*** Data lines
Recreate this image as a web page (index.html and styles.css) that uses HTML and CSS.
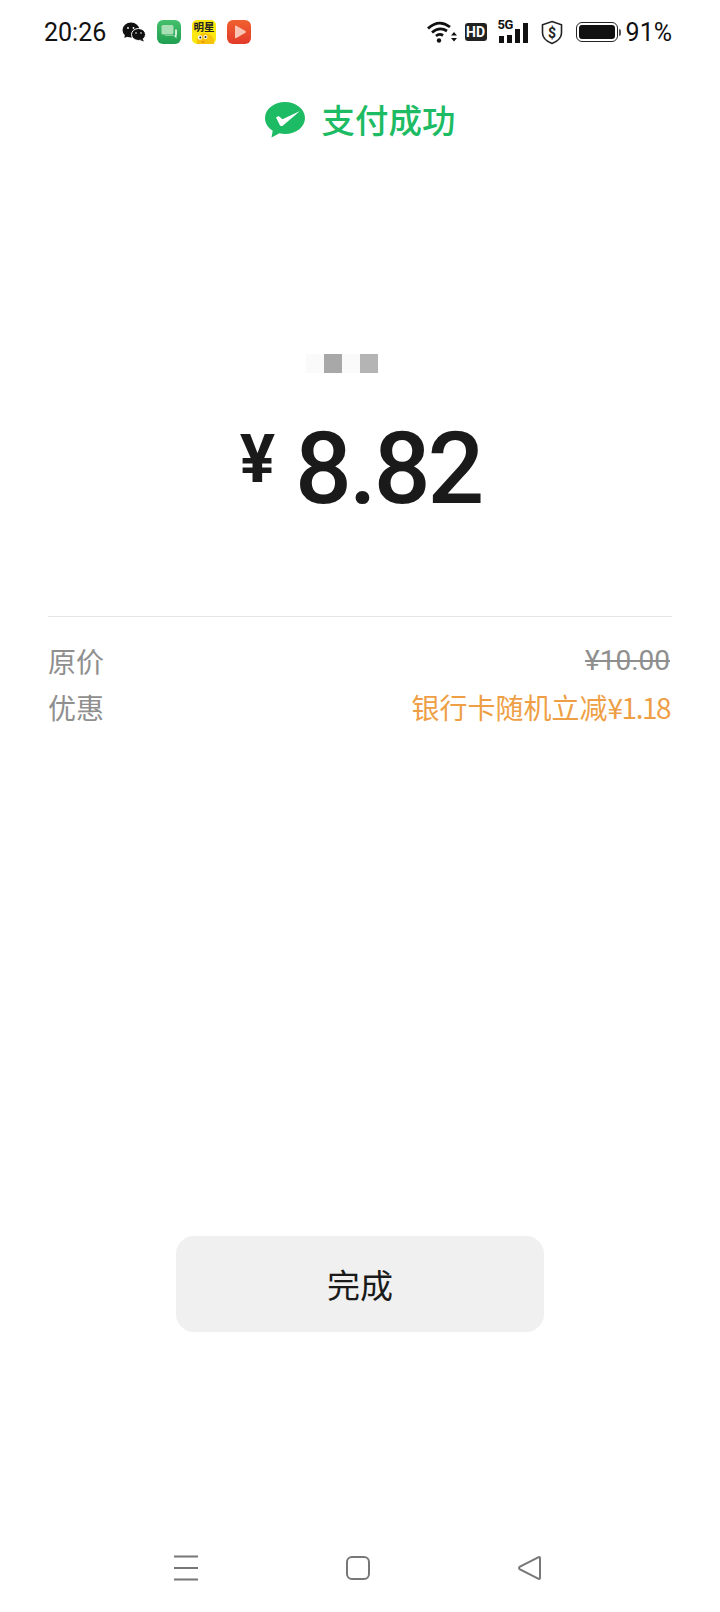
FILE: index.html
```html
<!DOCTYPE html>
<html lang="zh">
<head>
  <meta charset="UTF-8">
  <meta name="viewport" content="width=device-width, initial-scale=1.0">
  <title>支付成功</title>
  <link rel="stylesheet" href="styles.css">
</head>
<body>

<div id="page">

  <div class="status-bar">
    <span class="time">20:26</span>
    <svg class="notif wechat" width="24" height="20" viewBox="0 0 24 20">
      <ellipse cx="9" cy="8" rx="8.500" ry="7.500" fill="#111"/>
      <path d="M3 12l-.6 4 4.400-2z" fill="#111"/>
      <ellipse cx="16.500" cy="12.500" rx="7" ry="6" fill="#111" stroke="#fff" stroke-width="1"/>
      <path d="M20.500 16.500l1.400 3-4-1.600z" fill="#111"/>
      <circle cx="6" cy="6" r=".9" fill="#fff"/>
      <circle cx="11.500" cy="6" r=".9" fill="#fff"/>
      <circle cx="14" cy="11" r=".8" fill="#fff"/>
      <circle cx="19" cy="11" r=".8" fill="#fff"/>
    </svg>
    <svg class="notif" width="24" height="24" viewBox="0 0 24 24">
      <defs>
        <linearGradient id="msgGreen" x1="0" y1="0" x2="0" y2="1">
          <stop offset="0" stop-color="#45c06c"/>
          <stop offset="1" stop-color="#1f9f50"/>
        </linearGradient>
        <linearGradient id="playRed" x1="0" y1="0" x2="0" y2="1">
          <stop offset="0" stop-color="#f0602f"/>
          <stop offset="1" stop-color="#e33a2a"/>
        </linearGradient>
      </defs>
      <rect width="24" height="24" rx="6" fill="url(#msgGreen)"/>
      <rect x="4.500" y="5" width="12" height="9.500" rx="1.500" fill="#a9dfb4"/>
      <path d="M8 16h9l2.500 2.500v-2.700q.5-.3.500-1V9.500h-2v6H8z" fill="#cdeed2"/>
    </svg>
    <svg class="notif" width="24" height="24" viewBox="0 0 24 24">
      <rect width="24" height="24" rx="5" fill="#fbe712"/>
      <text x="12" y="10.500" class="logo-text">明星</text>
      <path d="M5 24c-1-6 2-11 7-11 6 0 10 4 10 8v3z" fill="#f7c20a"/>
      <circle cx="8" cy="17.500" r="2.200" fill="#fff"/>
      <circle cx="13.500" cy="17" r="2" fill="#fff"/>
      <circle cx="8.300" cy="17.500" r="1" fill="#222"/>
      <circle cx="13.500" cy="17" r="1" fill="#222"/>
      <path d="M9 21q2 1.500 4 0-2 3-4 0z" fill="#e2552b"/>
    </svg>
    <svg class="notif" width="24" height="24" viewBox="0 0 24 24">
      <rect width="24" height="24" rx="6" fill="url(#playRed)"/>
      <path d="M8 6.500q0-1.500 1.400-.8l9 5.300q1.200.9 0 1.800l-9 5.300q-1.400.7-1.400-.8z" fill="#f9c4b4"/>
    </svg>

    <span class="status-right">
      <svg width="32" height="24" viewBox="0 0 32 24">
        <path d="M1 8.500Q12-1.500 23 7M5 12.500q7.500-6.500 15-1.500M9 16q3.500-3 7-.5" fill="none" stroke="#111" stroke-width="2.800"/>
        <circle cx="12" cy="20.500" r="2.200" fill="#111"/>
        <path d="M24 15.500l3-3.500 3 3.500zM24 18h6l-3 3.500z" fill="#111"/>
      </svg>
      <span class="hd">HD</span>
      <span class="net">
        <span class="net-5g">5G</span>
        <svg width="32" height="22" viewBox="0 0 32 22">
          <rect x="1" y="15" width="5" height="7" fill="#111"/>
          <rect x="9" y="14" width="5" height="8" fill="#111"/>
          <rect x="17" y="8" width="5" height="14" fill="#111"/>
          <rect x="25" y="2" width="5" height="20" fill="#111"/>
        </svg>
      </span>
      <svg class="shield" width="24" height="25" viewBox="0 0 24 25">
        <path d="M12 1.500l9.500 3.300v8.200c0 5-4.500 8.500-9.500 10.500-5-2-9.500-5.500-9.500-10.500V4.800z" fill="none" stroke="#222" stroke-width="1.600"/>
        <text x="12" y="17.500" class="shield-text">$</text>
      </svg>
      <span class="battery">
        <span class="battery-body"><span class="battery-fill"></span></span>
        <span class="battery-tip"></span>
      </span>
      <span class="percent">91%</span>
    </span>
  </div>

  <div class="title">
    <svg width="40" height="36" viewBox="0 0 40 36">
      <path d="M20 0C9 0 0 7 0 16c0 5.300 3 9.800 7.700 12.700L6.500 35.500l8-4.300c1.800.5 3.600.8 5.500.8 11 0 20-7 20-16S31 0 20 0z" fill="#1dbb63"/>
      <path d="M11 15.500l2.500-1.500 4 3.300L35 9 18 23.500q-1.500 1-3 0z" fill="#fff"/>
    </svg>
    <span class="title-text">支付成功</span>
  </div>

  <div class="mosaic">
    <i class="m1"></i><i class="m2"></i><i class="m1"></i><i class="m3"></i>
  </div>

  <div class="amount">
    <span class="yen">¥</span>
    <span class="sum">8.82</span>
  </div>

  <div class="details">
    <div class="row">
      <span>原价</span>
      <span class="old-price">¥10.00</span>
    </div>
    <div class="row">
      <span>优惠</span>
      <span class="discount">银行卡随机立减<span class="discount-num">¥1.18</span></span>
    </div>
  </div>

  <button class="done">完成</button>

  <div class="nav-bar">
    <svg width="26" height="26" viewBox="0 0 26 26">
      <path d="M1 1.500h24M1 13h24M1 24.500h24" stroke="#777" stroke-width="2"/>
    </svg>
    <svg width="26" height="26" viewBox="0 0 26 26">
      <rect x="2" y="2" width="22" height="22" rx="5" fill="none" stroke="#777" stroke-width="2"/>
    </svg>
    <svg width="26" height="26" viewBox="0 0 26 26">
      <path d="M23 3.500q0-2-1.800-1.100L3 11.600q-2 1.400 0 2.800l18.200 9.200q1.800.9 1.800-1.100z" fill="none" stroke="#777" stroke-width="2"/>
    </svg>
  </div>

</div>

</body>
</html>
```

FILE: styles.css
```css
html, body {
  margin: 0;
  padding: 0;
  background-color: #fff;
  font-family: "Noto Sans CJK SC", "Roboto", sans-serif;
}

#page {
  display: flex;
  flex-direction: column;
  height: 1612px;
  overflow: hidden;
}

.status-bar {
  display: flex;
  align-items: center;
  height: 24px;
  padding: 20px 48px 0 44px;
  color: #111;
}

.time {
  font-family: "Roboto", sans-serif;
  font-size: 25px;
  width: 78px;
}

.notif {
  margin-right: 11px;
  flex: none;
}

.logo-text {
  font-family: "Noto Sans CJK SC", sans-serif;
  font-size: 10.500px;
  font-weight: 700;
  text-anchor: middle;
  fill: #222;
}

.status-right {
  display: flex;
  align-items: center;
  margin-left: auto;
}

.hd {
  width: 22px;
  height: 18px;
  margin-left: 6px;
  border-radius: 3px;
  background-color: #222;
  color: #fff;
  font-family: "Roboto", sans-serif;
  font-size: 14px;
  font-weight: 700;
  line-height: 18px;
  text-align: center;
}

.net {
  position: relative;
  display: flex;
  margin-left: 11px;
}

.net-5g {
  position: absolute;
  top: -3px;
  left: 0;
  color: #111;
  font-family: "Roboto", sans-serif;
  font-size: 13px;
  font-weight: 700;
  line-height: 13px;
  letter-spacing: -.5px;
}

.net svg {
  display: block;
}

.shield {
  margin-left: 10px;
}

.shield-text {
  font-family: "Roboto", sans-serif;
  font-size: 14px;
  font-weight: 700;
  text-anchor: middle;
  fill: #222;
}

.battery {
  display: flex;
  align-items: center;
  margin-left: 12px;
}

.battery-body {
  display: block;
  box-sizing: border-box;
  width: 42px;
  height: 20px;
  padding: 2px;
  border: 1.500px solid #222;
  border-radius: 6px;
}

.battery-fill {
  display: block;
  height: 100%;
  border-radius: 3px;
  background-color: #111;
}

.battery-tip {
  width: 2px;
  height: 7px;
  margin-left: 1px;
  border-radius: 0 2px 2px 0;
  background-color: #555;
}

.percent {
  margin-left: 5px;
  font-family: "Roboto", sans-serif;
  font-size: 25px;
}

.title {
  display: flex;
  align-items: center;
  justify-content: center;
  gap: 17px;
  margin-top: 58px;
  height: 36px;
  color: #1dbb63;
  font-size: 33.500px;
  font-weight: 500;
}

.title-text {
  margin-bottom: 3px;
}

.mosaic {
  display: flex;
  align-self: flex-start;
  margin: 216px 0 0 306px;
}

.mosaic i {
  width: 18px;
  height: 19px;
}

.m1 {
  background-color: #fafafa;
}

.m2 {
  background-color: #a8a8a8;
}

.m3 {
  background-color: #b4b4b4;
}

.amount {
  display: flex;
  align-items: flex-start;
  justify-content: center;
  gap: 20px;
  margin-top: 51px;
  padding-left: 1px;
  color: #1a1a1a;
}

.yen {
  font-family: "Roboto", sans-serif;
  font-size: 66px;
  font-weight: 700;
  line-height: 72px;
}

.sum {
  font-family: "Roboto", sans-serif;
  font-size: 100px;
  font-weight: 500;
  line-height: 90px;
  letter-spacing: -3px;
}

.details {
  margin: 102px 48px 0;
  padding-top: 27px;
  border-top: 1px solid #e5e5e5;
  color: #8f8f8f;
  font-size: 28px;
}

.row {
  display: flex;
  justify-content: space-between;
  height: 46px;
  padding-right: 2px;
  line-height: 34px;
}

.old-price {
  text-decoration: line-through;
  font-family: "Roboto", sans-serif;
}

.discount {
  color: #ee9f45;
}

.discount-num {
  letter-spacing: -1.500px;
}

.done {
  align-self: center;
  width: 368px;
  height: 96px;
  margin-top: auto;
  border: none;
  border-radius: 18px;
  background-color: #f0f0f0;
  color: #1a1a1a;
  font-family: inherit;
  font-size: 33px;
}

.nav-bar {
  display: flex;
  justify-content: space-between;
  margin-top: 223px;
  padding: 0 177px 31px 173px;
}

.nav-bar svg {
  display: block;
}
```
******
Objective.
Which lines of the material contain the string "styles"? List each of them.

Exercise output.
Recreate this image as a web page (index.html and styles.css) that uses HTML and CSS.
  <link rel="stylesheet" href="styles.css">
FILE: styles.css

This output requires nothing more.